Problem to solve:
Leaving the pictures out, print the lines from the first line of the listing through the line containing "<solar-configurator></solar-configurator>", exactly as they read, and no others.

Data segment:
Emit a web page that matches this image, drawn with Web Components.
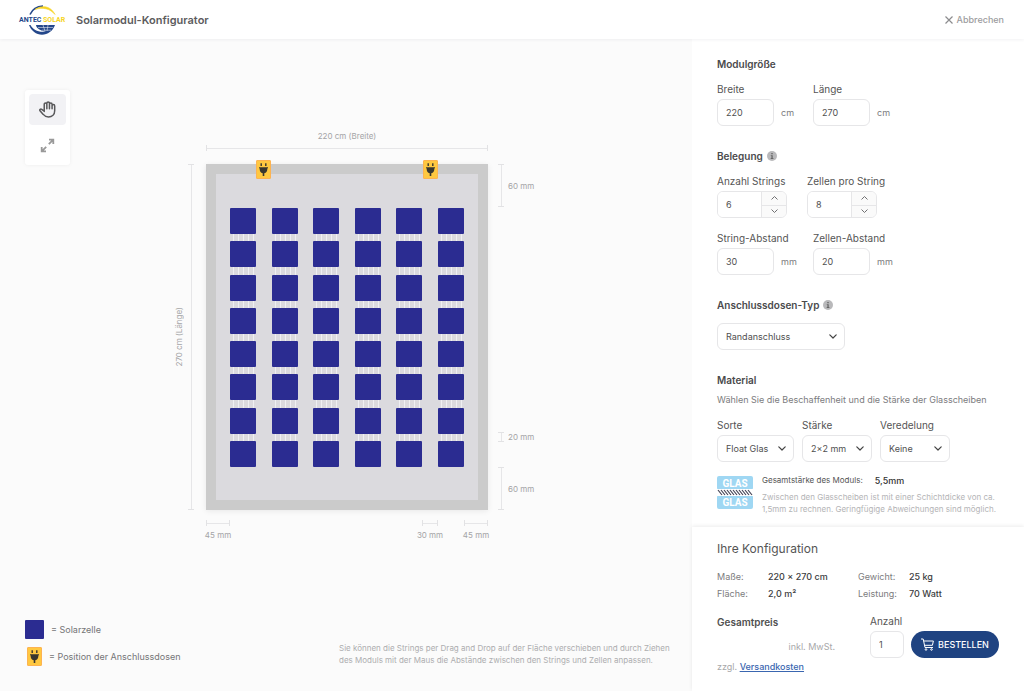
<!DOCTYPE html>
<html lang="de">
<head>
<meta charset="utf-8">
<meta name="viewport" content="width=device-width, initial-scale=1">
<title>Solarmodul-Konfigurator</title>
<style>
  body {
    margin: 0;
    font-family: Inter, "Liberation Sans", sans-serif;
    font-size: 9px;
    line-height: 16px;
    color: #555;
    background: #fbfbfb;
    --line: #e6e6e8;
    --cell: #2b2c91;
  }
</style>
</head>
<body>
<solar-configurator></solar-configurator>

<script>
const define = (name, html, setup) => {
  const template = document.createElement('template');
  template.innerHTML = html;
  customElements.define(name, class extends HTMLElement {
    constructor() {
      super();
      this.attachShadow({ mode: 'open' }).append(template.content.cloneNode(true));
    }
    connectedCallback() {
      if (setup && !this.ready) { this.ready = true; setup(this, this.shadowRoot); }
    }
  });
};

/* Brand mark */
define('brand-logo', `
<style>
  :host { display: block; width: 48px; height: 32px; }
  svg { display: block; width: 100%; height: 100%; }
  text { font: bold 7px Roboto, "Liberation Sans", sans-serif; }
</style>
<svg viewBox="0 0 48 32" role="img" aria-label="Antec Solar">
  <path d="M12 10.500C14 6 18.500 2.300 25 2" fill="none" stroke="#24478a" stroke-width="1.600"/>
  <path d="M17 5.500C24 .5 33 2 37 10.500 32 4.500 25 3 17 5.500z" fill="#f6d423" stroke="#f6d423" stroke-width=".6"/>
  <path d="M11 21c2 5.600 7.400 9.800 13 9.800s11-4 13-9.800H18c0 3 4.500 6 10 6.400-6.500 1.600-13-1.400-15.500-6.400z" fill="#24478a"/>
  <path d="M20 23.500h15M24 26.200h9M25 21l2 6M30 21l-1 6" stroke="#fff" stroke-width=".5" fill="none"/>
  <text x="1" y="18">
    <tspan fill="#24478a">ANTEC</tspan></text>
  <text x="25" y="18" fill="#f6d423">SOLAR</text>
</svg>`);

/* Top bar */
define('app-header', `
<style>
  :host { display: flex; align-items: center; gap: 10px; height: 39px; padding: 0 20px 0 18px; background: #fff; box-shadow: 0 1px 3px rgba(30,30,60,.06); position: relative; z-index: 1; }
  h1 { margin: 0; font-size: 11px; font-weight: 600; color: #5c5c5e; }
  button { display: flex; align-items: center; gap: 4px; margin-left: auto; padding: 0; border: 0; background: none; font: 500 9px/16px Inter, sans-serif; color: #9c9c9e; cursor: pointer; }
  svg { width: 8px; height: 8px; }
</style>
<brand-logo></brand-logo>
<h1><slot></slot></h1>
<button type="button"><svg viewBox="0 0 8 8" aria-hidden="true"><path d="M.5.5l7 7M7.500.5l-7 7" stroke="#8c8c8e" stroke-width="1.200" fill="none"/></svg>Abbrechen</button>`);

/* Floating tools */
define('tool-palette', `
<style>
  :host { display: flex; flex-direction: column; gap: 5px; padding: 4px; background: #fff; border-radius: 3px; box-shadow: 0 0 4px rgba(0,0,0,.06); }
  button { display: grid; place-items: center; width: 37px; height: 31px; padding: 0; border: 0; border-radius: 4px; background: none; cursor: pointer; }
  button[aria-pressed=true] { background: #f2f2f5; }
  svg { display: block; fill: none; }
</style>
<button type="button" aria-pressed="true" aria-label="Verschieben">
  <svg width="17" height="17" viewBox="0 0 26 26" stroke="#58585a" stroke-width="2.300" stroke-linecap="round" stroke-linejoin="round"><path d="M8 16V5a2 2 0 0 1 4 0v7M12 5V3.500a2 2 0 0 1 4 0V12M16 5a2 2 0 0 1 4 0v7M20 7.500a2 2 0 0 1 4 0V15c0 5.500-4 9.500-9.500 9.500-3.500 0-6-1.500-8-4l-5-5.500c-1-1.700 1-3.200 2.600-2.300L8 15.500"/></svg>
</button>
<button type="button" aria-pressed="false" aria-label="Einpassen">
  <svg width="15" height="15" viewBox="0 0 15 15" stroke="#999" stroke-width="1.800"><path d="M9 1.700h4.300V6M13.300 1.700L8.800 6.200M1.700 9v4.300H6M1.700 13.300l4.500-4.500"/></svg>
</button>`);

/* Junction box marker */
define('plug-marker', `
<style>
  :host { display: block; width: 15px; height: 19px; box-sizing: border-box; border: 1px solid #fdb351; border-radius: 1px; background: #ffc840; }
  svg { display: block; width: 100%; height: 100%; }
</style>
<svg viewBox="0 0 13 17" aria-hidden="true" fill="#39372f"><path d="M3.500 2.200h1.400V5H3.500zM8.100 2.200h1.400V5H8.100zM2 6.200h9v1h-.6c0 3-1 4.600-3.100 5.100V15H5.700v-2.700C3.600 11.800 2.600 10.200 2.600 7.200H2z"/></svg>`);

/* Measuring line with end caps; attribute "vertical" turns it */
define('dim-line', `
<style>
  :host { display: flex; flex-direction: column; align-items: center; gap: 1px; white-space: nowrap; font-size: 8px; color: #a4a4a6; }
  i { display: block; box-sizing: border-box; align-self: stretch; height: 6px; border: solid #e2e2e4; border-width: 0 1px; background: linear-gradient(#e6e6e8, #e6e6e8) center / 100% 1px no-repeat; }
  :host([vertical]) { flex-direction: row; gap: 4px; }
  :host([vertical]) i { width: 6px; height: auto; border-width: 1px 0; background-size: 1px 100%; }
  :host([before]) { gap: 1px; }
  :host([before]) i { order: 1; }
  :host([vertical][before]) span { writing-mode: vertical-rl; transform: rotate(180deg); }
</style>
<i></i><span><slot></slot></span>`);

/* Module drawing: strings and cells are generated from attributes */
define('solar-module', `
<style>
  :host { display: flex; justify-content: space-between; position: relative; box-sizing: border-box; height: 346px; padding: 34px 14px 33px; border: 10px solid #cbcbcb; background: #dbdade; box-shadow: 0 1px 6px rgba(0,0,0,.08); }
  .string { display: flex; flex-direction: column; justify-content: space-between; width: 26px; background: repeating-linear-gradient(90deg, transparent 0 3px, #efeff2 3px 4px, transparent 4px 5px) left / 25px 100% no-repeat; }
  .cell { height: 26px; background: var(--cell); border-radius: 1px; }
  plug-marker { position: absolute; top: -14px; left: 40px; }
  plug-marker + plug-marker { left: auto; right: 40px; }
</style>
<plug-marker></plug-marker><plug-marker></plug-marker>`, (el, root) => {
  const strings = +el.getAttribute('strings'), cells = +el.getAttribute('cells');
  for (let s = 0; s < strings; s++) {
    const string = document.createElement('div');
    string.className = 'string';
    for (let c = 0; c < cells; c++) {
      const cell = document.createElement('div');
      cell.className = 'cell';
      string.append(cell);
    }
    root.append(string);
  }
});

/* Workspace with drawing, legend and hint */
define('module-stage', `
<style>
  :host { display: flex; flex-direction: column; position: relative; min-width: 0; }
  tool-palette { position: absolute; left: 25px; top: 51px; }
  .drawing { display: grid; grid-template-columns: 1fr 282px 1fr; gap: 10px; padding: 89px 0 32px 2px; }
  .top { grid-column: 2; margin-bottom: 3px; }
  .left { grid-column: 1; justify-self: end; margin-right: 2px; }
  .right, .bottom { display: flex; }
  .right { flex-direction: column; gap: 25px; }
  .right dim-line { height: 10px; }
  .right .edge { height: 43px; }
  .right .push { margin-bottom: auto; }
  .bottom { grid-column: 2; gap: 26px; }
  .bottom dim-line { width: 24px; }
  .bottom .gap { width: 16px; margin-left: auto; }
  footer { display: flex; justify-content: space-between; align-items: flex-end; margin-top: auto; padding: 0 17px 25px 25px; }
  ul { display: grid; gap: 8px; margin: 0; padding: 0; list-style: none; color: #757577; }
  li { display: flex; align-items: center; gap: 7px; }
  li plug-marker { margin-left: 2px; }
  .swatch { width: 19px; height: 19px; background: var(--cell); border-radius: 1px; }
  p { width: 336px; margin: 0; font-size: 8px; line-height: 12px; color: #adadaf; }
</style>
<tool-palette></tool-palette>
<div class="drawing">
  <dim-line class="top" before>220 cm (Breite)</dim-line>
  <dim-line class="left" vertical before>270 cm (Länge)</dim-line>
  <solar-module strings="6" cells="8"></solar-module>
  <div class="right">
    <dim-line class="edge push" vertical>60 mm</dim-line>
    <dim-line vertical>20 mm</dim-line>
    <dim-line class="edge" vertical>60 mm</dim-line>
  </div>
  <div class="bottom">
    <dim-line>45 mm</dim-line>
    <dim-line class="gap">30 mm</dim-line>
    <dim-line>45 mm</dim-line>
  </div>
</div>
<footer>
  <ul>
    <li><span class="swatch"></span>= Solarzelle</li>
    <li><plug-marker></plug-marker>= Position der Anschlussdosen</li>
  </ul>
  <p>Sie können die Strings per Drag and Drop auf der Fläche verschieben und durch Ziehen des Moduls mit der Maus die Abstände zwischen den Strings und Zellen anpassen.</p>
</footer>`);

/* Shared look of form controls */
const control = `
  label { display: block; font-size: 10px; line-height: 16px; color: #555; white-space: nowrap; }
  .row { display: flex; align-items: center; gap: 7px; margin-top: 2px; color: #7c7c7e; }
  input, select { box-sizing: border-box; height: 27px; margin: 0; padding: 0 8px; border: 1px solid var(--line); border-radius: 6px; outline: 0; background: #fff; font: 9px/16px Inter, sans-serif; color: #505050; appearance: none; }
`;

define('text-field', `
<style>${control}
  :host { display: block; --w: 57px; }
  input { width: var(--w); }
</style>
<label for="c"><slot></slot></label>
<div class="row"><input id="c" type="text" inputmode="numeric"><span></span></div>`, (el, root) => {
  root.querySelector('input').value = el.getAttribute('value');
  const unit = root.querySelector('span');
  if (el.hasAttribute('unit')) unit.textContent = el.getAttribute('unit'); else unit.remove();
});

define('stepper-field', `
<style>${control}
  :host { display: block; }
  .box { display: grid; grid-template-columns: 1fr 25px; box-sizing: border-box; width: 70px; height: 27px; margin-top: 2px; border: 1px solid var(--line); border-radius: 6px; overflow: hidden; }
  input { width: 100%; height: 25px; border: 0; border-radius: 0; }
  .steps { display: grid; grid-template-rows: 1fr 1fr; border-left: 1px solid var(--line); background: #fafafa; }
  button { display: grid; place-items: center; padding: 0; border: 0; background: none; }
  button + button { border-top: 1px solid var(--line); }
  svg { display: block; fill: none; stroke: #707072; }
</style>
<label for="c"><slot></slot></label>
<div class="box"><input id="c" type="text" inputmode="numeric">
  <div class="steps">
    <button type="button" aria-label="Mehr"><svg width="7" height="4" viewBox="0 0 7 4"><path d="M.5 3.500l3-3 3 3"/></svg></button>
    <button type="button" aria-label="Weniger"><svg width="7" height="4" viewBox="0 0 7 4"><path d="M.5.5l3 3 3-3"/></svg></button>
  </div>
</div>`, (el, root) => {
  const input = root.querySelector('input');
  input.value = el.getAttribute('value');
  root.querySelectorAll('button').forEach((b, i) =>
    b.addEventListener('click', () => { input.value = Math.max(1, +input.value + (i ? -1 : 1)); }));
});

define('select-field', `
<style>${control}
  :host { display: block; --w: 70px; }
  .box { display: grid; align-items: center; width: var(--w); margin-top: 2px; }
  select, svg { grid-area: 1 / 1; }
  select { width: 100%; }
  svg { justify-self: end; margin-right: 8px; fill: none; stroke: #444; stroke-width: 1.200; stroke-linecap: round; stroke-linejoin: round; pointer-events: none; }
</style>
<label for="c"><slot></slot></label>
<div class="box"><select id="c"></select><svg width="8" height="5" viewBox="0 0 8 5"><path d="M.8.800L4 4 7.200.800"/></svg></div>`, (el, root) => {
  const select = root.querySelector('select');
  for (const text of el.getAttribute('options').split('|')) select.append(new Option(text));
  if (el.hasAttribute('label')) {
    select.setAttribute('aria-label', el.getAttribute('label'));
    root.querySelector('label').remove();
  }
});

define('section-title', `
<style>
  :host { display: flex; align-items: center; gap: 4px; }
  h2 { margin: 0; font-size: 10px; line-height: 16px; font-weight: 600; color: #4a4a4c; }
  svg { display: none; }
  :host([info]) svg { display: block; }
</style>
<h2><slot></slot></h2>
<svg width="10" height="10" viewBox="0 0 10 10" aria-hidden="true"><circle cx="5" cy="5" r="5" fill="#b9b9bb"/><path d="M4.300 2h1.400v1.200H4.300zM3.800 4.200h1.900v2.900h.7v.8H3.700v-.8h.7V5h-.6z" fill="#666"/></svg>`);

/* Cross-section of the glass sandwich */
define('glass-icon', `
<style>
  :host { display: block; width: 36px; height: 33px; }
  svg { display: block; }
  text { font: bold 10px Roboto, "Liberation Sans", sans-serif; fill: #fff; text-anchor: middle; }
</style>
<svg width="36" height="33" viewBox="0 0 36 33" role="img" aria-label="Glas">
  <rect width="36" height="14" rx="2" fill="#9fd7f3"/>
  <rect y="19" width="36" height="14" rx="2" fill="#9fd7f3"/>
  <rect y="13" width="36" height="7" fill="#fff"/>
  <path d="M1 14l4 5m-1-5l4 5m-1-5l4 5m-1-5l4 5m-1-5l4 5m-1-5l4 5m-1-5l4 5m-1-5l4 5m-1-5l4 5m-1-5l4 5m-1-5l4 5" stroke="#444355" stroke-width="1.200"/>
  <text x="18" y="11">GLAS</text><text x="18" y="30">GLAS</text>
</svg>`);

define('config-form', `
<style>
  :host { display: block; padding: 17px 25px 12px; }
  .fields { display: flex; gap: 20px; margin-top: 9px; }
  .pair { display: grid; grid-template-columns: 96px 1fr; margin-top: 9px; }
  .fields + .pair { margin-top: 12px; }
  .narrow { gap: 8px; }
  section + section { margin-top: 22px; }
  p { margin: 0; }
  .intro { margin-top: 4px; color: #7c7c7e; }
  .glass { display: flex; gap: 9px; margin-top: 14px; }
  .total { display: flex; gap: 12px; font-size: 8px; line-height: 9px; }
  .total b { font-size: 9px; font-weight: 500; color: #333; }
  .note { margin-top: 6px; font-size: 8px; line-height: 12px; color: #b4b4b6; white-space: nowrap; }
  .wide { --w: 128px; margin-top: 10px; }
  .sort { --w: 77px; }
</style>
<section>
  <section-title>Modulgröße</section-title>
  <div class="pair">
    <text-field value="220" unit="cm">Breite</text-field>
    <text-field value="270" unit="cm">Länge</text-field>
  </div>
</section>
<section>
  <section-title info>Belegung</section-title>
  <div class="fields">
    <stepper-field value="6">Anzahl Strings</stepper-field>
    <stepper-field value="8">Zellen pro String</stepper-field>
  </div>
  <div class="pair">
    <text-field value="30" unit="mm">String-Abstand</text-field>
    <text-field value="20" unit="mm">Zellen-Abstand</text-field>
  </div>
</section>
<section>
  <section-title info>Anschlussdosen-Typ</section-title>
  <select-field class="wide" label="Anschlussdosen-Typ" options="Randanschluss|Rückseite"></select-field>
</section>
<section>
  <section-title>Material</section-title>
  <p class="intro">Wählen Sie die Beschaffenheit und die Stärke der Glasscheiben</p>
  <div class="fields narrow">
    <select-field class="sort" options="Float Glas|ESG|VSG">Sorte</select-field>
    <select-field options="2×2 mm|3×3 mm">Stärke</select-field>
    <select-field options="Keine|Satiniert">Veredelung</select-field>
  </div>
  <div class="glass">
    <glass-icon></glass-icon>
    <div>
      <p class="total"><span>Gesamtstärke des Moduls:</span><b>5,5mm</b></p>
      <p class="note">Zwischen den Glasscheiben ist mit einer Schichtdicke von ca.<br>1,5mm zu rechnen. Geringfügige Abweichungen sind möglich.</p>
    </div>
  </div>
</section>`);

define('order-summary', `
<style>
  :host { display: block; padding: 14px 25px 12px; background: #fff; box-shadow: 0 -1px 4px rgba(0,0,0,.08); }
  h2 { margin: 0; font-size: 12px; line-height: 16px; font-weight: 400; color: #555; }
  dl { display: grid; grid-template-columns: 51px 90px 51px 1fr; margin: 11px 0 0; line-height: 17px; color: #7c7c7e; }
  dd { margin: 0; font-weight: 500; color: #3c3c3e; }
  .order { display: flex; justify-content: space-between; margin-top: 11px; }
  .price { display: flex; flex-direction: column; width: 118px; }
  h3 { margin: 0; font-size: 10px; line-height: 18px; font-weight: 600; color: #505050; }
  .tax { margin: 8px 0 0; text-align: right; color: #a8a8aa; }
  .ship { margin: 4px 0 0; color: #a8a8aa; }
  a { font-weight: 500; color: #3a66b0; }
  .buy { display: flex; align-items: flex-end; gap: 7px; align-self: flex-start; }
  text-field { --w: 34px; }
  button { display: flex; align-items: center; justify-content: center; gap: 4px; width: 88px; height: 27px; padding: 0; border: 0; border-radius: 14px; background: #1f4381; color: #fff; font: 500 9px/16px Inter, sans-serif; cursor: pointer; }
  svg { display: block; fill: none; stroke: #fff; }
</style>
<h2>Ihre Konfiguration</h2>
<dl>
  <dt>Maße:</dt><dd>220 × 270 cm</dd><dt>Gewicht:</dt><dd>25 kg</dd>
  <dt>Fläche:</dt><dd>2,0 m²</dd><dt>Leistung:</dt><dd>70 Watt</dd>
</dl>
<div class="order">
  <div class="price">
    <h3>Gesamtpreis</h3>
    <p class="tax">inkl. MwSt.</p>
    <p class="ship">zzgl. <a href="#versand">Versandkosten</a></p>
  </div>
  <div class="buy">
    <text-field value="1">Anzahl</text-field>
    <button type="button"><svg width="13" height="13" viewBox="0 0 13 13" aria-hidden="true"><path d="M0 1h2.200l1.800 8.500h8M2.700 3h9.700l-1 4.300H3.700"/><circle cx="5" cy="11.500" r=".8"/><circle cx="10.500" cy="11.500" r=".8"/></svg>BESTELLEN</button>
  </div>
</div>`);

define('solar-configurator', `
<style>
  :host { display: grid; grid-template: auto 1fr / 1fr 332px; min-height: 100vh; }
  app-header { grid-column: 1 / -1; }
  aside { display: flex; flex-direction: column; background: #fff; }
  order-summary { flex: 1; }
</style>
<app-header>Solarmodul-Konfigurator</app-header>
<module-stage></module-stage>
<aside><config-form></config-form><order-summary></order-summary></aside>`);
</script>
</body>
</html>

Exercise answer:
Emit a web page that matches this image, drawn with Web Components.
<!DOCTYPE html>
<html lang="de">
<head>
<meta charset="utf-8">
<meta name="viewport" content="width=device-width, initial-scale=1">
<title>Solarmodul-Konfigurator</title>
<style>
  body {
    margin: 0;
    font-family: Inter, "Liberation Sans", sans-serif;
    font-size: 9px;
    line-height: 16px;
    color: #555;
    background: #fbfbfb;
    --line: #e6e6e8;
    --cell: #2b2c91;
  }
</style>
</head>
<body>
<solar-configurator></solar-configurator>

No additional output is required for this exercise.